Return each line of the data below exactly, omitting any pictures.

..........

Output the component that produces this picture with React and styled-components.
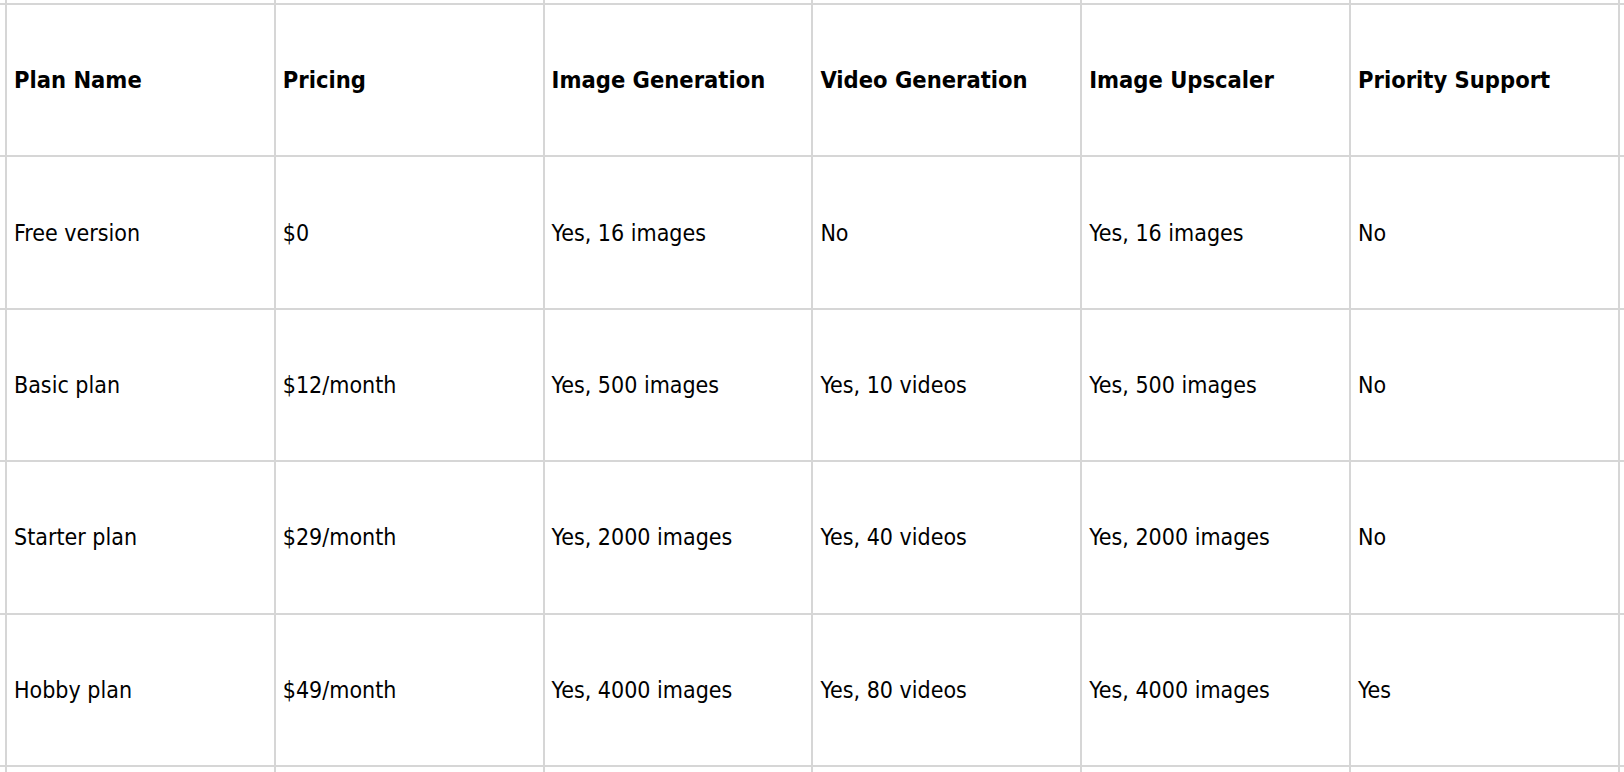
import React from 'react';
import styled, { createGlobalStyle } from 'styled-components';

const GlobalStyle = createGlobalStyle`
  html, body {
    margin: 0;
    padding: 0;
    background: #fff;
    overflow: hidden;
  }
`;

const Sheet = styled.div`
  display: grid;
  grid-template-columns: 5px repeat(6, 266.8px) 1fr;
  grid-template-rows: 3px repeat(5, 150.4px) 1fr;
  gap: 2px;
  width: 1624px;
  height: 772px;
  background: #d6d6d6;
  overflow: hidden;
  font-family: "DejaVu Sans Condensed", "DejaVu Sans", sans-serif;
  color: #000;
`;

const Pad = styled.div`
  background: #fff;
`;

const Cell = styled.div`
  display: flex;
  align-items: center;
  padding-left: 7px;
  background: #fff;
  font-size: ${p => (p.$head ? '23.5px' : '23px')};
  font-weight: ${p => (p.$head ? 700 : 400)};
  white-space: nowrap;
`;

const headers = [
  'Plan Name',
  'Pricing',
  'Image Generation',
  'Video Generation',
  'Image Upscaler',
  'Priority Support',
];

const plans = [
  ['Free version', '$0', 'Yes, 16 images', 'No', 'Yes, 16 images', 'No'],
  ['Basic plan', '$12/month', 'Yes, 500 images', 'Yes, 10 videos', 'Yes, 500 images', 'No'],
  ['Starter plan', '$29/month', 'Yes, 2000 images', 'Yes, 40 videos', 'Yes, 2000 images', 'No'],
  ['Hobby plan', '$49/month', 'Yes, 4000 images', 'Yes, 80 videos', 'Yes, 4000 images', 'Yes'],
];

const padRow = (key) =>
  Array.from({ length: 8 }, (_, i) => <Pad key={`${key}-${i}`} />);

const Row = ({ cells, head, rowKey }) => (
  <React.Fragment>
    <Pad />
    {cells.map((c, i) => (
      <Cell key={`${rowKey}-${i}`} $head={head}>{c}</Cell>
    ))}
    <Pad />
  </React.Fragment>
);

export default function App() {
  return (
    <React.Fragment>
      <GlobalStyle />
      <Sheet>
        {padRow('top')}
        <Row cells={headers} head rowKey="head" />
        {plans.map((p, i) => (
          <Row key={i} cells={p} rowKey={`r${i}`} />
        ))}
        {padRow('bottom')}
      </Sheet>
    </React.Fragment>
  );
}
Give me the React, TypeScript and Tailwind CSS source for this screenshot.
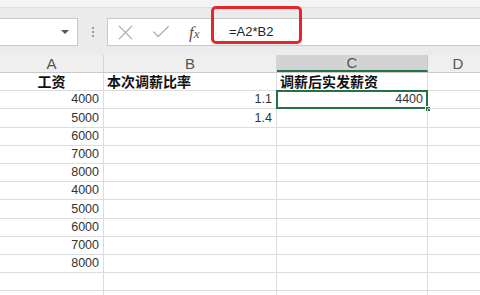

..........

## [FINAL ANSWER]
Output the component that produces this picture with React and styled-components.
import React from 'react';
import styled, { createGlobalStyle } from 'styled-components';

const GlobalStyle = createGlobalStyle`
  html, body {
    margin: 0;
    padding: 0;
    background: #fff;
    overflow: hidden;
  }
`;

const Sheet = styled.div`
  display: grid;
  grid-template-columns: 5px repeat(6, 266.8px) 1fr;
  grid-template-rows: 3px repeat(5, 150.4px) 1fr;
  gap: 2px;
  width: 1624px;
  height: 772px;
  background: #d6d6d6;
  overflow: hidden;
  font-family: "DejaVu Sans Condensed", "DejaVu Sans", sans-serif;
  color: #000;
`;

const Pad = styled.div`
  background: #fff;
`;

const Cell = styled.div`
  display: flex;
  align-items: center;
  padding-left: 7px;
  background: #fff;
  font-size: ${p => (p.$head ? '23.5px' : '23px')};
  font-weight: ${p => (p.$head ? 700 : 400)};
  white-space: nowrap;
`;

const headers = [
  'Plan Name',
  'Pricing',
  'Image Generation',
  'Video Generation',
  'Image Upscaler',
  'Priority Support',
];

const plans = [
  ['Free version', '$0', 'Yes, 16 images', 'No', 'Yes, 16 images', 'No'],
  ['Basic plan', '$12/month', 'Yes, 500 images', 'Yes, 10 videos', 'Yes, 500 images', 'No'],
  ['Starter plan', '$29/month', 'Yes, 2000 images', 'Yes, 40 videos', 'Yes, 2000 images', 'No'],
  ['Hobby plan', '$49/month', 'Yes, 4000 images', 'Yes, 80 videos', 'Yes, 4000 images', 'Yes'],
];

const padRow = (key) =>
  Array.from({ length: 8 }, (_, i) => <Pad key={`${key}-${i}`} />);

const Row = ({ cells, head, rowKey }) => (
  <React.Fragment>
    <Pad />
    {cells.map((c, i) => (
      <Cell key={`${rowKey}-${i}`} $head={head}>{c}</Cell>
    ))}
    <Pad />
  </React.Fragment>
);

export default function App() {
  return (
    <React.Fragment>
      <GlobalStyle />
      <Sheet>
        {padRow('top')}
        <Row cells={headers} head rowKey="head" />
        {plans.map((p, i) => (
          <Row key={i} cells={p} rowKey={`r${i}`} />
        ))}
        {padRow('bottom')}
      </Sheet>
    </React.Fragment>
  );
}
Give me the React, TypeScript and Tailwind CSS source for this screenshot.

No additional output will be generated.